Sind auch komplette Live-TV-Produktionen in der Cloud möglich, zum Beispiel bei großen Sport-Events?

Nein, das sehe ich nicht so – egal ob es sich um hochwertige Sport- oder andere Großevents handelt. Solche Produktionen werden nur zum Teil ihre Aufgaben in die Cloud auslagern können. Als Cloud verstehe ich hier ganz spezielle Echtzeit-Datacenter, die via Glasfaser-Datenleitung an eine Produktion angeschlossen sind. Aber das wird definitiv Einzug halten – und dann entscheidet über den Standort nur, wo Strom, Klimatechnik und Rack Space am billigsten sind. Das Studio wird dort sein, wo man den Content gerne produzieren möchte, Kontroll- und Technikraum aber ganz woanders. Solche Einheiten wird es in mobiler wie in stationärer Form geben. Der Schritt passiert gerade, DutchView Infostrada arbeitet zum Teil bereits so. Wenn sich das etabliert hat, die Erfahrungen damit gemacht und Tools wie auch Arbeitsabläufe umgesetzt worden sind, dann gibt es genau diesen Erdrutsch 2016 in Richtung IP-basierter Workflows. Dagegen wird sich ein konventionelles System preislich sicherlich nicht halten können.

Was versprechen Sie sich vom Engagement in der AIMS?
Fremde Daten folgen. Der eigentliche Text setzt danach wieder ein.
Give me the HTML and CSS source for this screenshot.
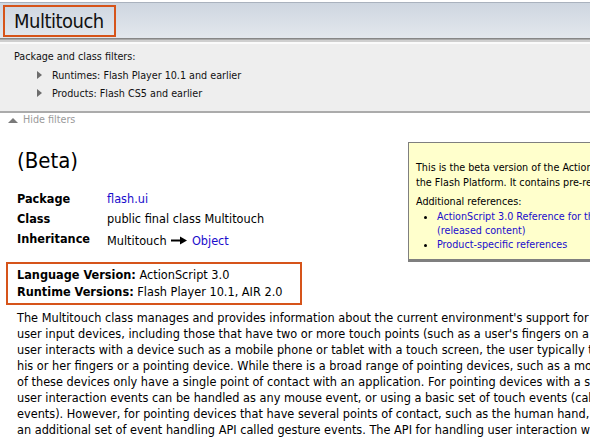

Lawo setzte sich schon immer für offene Standards und Interoperabilität ein, sei es AES3, MADI, RAVENNA und AES67 im Audio, SMPTE 2022-6/-7, TR-01 und TR-03 im Video oder Ember+ als Steuerungsprotokoll. Wir haben AIMS mit dem Ziel mitgegründet, dass alle vermarkteten IP-Lösungen auf einem definierten Set offener Standards basieren und Interoperabilität bieten. Durch diese Initiative wollen wir aktiv die technische Fragmentierung, die unsere Branche in den letzten 20 Jahren begleitet hat, überwinden und teure wie zeitaufwendige Fehlentwicklungen – und damit auch Fehlinvestitionen der Kunden – der Vergangenheit vermeiden. Wir sind überzeugt, dass standardisierte, offene Ansätze zu den bestmöglichen Lösungen mit einer soliden und sicheren Langzeitperspektive für unsere Kunden führen.